Task directions:
How many lines in these records hold the string "this"? State only that number.

Stored data:
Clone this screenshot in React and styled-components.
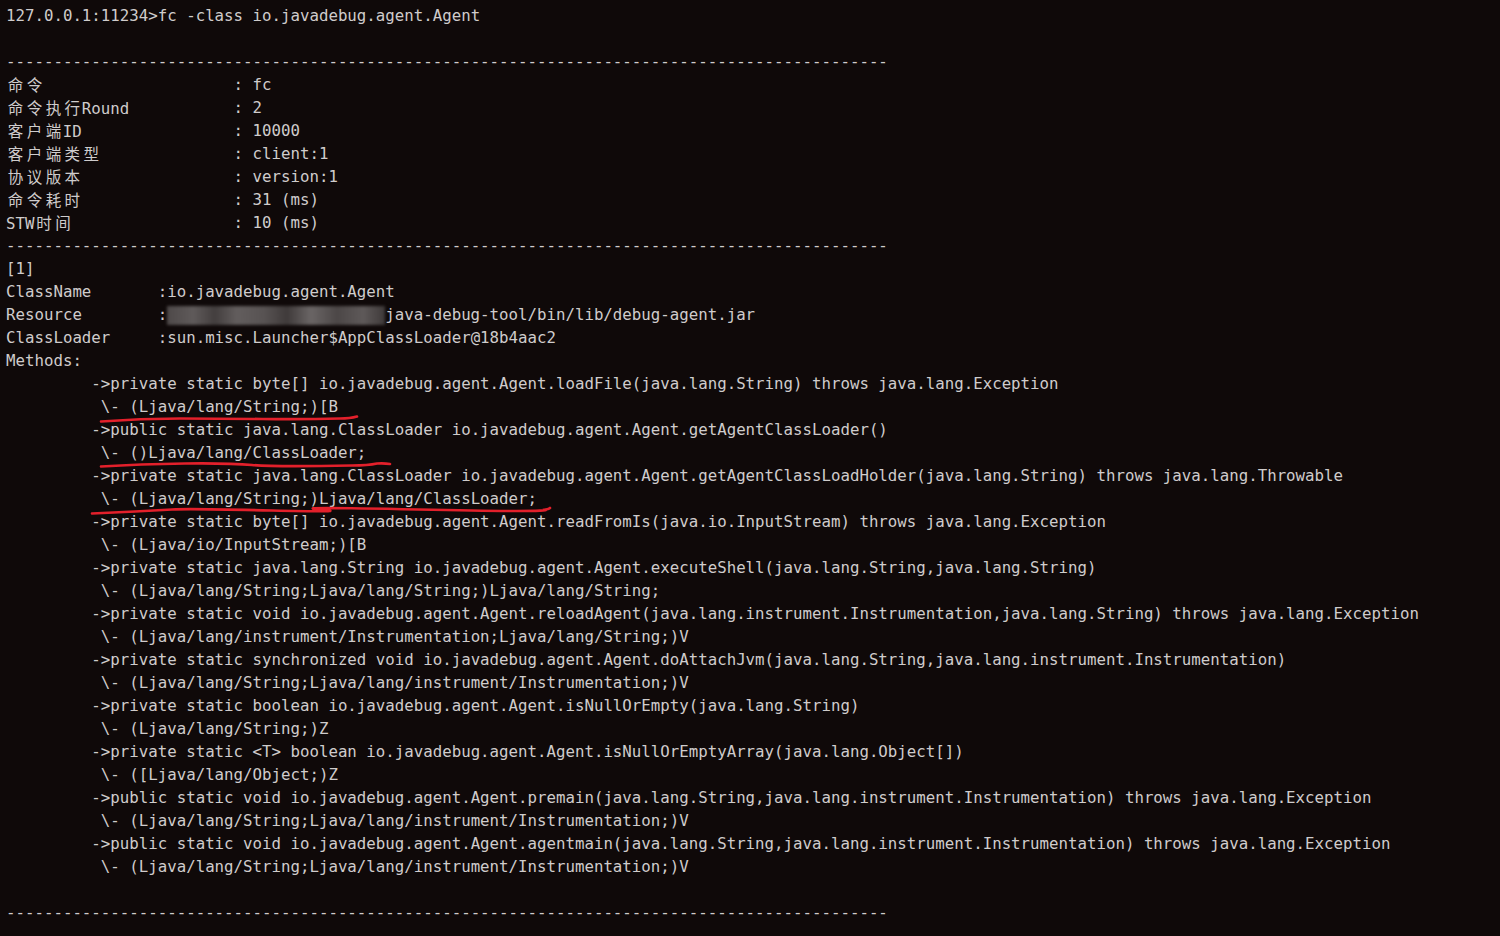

...

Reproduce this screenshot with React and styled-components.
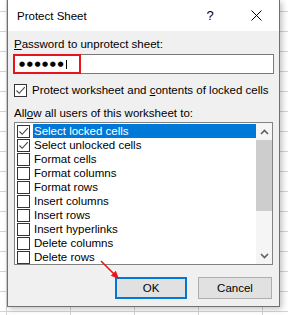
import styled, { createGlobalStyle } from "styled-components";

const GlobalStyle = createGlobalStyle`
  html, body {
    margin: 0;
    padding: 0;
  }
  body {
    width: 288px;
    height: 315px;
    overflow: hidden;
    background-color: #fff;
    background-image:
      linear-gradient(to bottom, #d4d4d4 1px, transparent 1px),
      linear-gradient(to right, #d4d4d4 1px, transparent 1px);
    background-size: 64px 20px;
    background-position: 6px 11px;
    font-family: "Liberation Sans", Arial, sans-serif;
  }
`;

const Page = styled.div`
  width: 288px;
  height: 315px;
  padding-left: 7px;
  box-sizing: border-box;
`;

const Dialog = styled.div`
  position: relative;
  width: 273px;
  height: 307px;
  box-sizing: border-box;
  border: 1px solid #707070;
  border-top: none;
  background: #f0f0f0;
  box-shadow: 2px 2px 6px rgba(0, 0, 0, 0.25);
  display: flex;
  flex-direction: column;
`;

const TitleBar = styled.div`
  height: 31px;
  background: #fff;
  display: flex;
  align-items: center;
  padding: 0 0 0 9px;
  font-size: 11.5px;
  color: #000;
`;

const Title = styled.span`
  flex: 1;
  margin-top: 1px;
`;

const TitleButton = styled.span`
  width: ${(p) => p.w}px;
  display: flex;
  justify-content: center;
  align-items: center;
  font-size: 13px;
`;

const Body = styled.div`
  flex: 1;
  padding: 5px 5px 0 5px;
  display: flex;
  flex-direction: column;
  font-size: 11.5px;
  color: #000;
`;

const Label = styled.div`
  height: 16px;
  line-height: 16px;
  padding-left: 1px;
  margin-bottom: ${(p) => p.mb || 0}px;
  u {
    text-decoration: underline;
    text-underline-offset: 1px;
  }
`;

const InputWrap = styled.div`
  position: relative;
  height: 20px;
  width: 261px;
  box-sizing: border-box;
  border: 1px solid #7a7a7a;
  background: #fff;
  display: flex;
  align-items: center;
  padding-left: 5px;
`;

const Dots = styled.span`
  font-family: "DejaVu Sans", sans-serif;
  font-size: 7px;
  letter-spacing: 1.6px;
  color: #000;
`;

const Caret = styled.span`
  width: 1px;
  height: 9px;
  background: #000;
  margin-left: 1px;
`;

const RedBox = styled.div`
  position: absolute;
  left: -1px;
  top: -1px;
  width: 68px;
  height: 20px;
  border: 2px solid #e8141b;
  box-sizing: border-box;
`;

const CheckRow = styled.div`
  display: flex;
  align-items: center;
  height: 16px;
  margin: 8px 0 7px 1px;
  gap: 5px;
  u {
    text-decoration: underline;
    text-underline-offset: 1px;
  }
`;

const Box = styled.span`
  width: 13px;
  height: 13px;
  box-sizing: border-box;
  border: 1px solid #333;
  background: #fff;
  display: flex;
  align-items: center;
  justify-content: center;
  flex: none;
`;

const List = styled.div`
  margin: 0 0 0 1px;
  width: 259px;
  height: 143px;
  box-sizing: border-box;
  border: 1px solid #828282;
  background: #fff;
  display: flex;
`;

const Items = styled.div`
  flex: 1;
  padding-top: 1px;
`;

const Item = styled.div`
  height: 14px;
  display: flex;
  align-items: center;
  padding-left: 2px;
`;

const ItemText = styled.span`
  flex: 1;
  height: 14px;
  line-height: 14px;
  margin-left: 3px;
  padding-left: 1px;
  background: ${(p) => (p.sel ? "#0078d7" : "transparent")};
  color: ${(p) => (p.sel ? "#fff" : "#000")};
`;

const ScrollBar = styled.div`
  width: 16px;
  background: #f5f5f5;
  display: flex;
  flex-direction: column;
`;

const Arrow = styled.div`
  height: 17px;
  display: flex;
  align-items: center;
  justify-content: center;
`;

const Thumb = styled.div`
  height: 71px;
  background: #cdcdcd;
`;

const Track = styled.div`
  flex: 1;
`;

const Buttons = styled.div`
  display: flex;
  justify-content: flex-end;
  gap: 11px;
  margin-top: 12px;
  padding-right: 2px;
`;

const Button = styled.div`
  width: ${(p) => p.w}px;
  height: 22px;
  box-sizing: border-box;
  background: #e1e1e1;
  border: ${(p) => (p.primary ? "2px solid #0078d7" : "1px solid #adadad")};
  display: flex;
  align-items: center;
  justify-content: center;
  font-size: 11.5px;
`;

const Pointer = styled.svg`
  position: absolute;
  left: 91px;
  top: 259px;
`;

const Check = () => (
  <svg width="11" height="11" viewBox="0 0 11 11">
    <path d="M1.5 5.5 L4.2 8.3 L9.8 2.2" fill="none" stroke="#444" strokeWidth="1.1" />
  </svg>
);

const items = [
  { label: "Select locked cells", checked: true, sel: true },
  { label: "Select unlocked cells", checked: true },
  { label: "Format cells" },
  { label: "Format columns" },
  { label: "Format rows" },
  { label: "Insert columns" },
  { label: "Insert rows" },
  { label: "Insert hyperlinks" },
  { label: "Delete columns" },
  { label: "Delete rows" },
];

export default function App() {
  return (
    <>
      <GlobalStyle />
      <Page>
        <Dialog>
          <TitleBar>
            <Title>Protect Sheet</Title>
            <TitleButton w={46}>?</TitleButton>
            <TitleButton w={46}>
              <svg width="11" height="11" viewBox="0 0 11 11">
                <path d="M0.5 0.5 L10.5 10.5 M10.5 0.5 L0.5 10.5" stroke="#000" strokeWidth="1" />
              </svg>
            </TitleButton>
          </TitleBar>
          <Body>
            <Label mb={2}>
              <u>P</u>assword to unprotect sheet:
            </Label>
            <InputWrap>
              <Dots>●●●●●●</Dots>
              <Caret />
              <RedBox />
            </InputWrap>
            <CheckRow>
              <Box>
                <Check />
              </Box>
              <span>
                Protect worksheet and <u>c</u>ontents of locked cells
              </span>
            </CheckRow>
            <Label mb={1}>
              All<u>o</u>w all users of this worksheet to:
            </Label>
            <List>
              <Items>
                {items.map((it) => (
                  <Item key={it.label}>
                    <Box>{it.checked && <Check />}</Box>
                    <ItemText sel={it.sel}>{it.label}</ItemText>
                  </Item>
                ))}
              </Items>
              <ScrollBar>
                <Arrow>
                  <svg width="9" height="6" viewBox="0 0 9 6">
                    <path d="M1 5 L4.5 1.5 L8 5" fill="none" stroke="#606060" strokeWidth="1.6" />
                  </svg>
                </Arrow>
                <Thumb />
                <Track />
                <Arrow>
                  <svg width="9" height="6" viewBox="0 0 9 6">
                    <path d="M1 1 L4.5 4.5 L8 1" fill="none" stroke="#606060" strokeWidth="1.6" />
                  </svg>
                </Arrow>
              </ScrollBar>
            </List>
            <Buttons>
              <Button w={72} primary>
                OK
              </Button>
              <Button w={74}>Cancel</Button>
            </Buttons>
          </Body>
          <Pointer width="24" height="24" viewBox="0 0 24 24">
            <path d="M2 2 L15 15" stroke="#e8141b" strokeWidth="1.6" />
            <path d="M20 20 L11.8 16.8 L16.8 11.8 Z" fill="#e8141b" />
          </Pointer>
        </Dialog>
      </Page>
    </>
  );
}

...

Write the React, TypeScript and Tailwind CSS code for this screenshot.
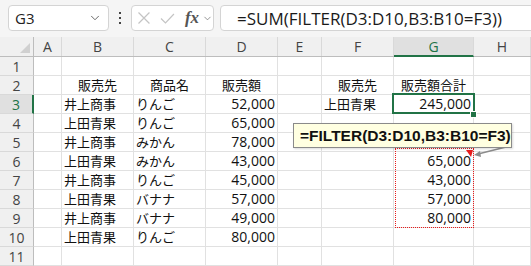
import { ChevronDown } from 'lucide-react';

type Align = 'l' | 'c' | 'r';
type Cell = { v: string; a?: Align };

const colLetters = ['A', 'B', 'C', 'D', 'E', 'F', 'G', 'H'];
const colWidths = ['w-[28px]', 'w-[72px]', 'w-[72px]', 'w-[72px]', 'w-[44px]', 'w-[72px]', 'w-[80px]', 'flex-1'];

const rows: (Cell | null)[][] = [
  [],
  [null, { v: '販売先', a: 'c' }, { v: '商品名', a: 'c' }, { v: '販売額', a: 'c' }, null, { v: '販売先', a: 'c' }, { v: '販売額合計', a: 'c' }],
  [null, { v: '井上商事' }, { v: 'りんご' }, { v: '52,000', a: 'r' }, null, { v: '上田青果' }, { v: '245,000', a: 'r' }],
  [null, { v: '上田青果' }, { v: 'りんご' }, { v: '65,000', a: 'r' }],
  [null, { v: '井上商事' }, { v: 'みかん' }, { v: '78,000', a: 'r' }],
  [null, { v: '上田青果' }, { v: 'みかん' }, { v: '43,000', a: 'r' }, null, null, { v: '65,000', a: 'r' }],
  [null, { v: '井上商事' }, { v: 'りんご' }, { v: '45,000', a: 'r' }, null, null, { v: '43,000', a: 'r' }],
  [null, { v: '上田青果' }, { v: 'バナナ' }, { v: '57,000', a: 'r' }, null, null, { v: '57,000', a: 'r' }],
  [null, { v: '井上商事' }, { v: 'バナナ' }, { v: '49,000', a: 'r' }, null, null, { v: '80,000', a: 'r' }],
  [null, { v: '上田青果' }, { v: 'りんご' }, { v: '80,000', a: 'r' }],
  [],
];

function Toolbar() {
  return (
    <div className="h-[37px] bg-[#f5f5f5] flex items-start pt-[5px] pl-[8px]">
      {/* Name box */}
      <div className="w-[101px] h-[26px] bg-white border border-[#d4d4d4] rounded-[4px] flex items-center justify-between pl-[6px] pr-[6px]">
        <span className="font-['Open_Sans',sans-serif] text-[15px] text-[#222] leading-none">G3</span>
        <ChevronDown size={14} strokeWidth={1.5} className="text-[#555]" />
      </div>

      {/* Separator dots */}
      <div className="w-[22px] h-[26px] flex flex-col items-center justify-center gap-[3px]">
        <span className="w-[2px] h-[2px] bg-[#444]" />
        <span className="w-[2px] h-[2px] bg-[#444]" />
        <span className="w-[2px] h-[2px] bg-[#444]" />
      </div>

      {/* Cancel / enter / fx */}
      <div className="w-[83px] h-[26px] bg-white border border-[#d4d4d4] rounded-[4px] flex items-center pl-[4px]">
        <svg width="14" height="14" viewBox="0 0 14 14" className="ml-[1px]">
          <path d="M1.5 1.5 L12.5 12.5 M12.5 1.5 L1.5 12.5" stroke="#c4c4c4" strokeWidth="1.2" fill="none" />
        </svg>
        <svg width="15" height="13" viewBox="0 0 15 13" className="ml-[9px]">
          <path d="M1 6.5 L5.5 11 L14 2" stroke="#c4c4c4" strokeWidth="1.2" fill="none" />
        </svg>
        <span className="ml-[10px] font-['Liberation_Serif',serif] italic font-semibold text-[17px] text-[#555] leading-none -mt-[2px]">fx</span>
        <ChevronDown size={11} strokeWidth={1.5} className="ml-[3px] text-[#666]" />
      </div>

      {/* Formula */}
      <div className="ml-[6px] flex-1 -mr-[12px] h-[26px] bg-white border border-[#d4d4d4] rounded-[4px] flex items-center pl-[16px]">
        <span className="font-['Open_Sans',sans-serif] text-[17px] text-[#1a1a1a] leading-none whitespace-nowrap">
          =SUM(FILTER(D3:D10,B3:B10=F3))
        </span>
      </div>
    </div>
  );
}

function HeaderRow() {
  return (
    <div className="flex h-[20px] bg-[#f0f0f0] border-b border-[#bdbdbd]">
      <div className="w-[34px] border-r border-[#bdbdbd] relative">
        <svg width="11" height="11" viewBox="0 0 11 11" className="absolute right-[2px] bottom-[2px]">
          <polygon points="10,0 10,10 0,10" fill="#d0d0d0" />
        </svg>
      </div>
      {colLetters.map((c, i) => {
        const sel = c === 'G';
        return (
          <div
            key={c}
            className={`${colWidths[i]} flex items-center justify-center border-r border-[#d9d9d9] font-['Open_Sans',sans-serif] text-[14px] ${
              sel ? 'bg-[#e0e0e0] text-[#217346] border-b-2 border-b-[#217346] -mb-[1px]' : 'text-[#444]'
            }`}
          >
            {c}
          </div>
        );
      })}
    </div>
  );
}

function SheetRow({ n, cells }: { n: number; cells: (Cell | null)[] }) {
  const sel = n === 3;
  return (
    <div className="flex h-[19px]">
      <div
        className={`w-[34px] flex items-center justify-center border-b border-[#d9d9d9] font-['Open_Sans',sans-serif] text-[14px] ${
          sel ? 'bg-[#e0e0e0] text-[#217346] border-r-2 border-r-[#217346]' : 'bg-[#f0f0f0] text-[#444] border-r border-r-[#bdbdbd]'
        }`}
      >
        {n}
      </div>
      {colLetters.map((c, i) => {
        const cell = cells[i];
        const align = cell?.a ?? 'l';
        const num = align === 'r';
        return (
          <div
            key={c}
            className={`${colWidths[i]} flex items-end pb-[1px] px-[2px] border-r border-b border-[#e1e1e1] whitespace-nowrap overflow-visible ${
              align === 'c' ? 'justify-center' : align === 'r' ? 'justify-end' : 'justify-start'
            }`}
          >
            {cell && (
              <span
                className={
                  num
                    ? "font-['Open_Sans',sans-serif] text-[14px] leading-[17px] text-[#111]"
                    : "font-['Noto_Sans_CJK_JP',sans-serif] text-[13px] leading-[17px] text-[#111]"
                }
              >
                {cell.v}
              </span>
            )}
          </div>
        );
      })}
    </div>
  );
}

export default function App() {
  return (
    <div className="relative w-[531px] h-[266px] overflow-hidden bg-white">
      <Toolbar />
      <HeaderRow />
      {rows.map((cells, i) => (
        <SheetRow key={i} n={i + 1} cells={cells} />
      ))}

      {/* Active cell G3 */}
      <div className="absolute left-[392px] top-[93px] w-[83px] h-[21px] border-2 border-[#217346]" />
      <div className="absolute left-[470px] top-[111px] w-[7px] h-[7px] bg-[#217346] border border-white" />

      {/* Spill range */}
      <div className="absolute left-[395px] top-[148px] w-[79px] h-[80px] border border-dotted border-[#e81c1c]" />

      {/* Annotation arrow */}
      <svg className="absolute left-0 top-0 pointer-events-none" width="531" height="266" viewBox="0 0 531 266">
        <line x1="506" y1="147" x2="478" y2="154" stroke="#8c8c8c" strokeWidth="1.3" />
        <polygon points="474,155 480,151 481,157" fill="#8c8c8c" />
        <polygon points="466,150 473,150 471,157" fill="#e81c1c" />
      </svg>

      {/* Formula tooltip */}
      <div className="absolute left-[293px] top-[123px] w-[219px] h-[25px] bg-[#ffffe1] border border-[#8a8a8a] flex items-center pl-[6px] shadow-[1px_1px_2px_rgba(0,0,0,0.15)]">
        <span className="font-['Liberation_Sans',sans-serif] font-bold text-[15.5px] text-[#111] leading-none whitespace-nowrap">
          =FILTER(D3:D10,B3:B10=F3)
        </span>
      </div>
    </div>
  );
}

Result of the task:
4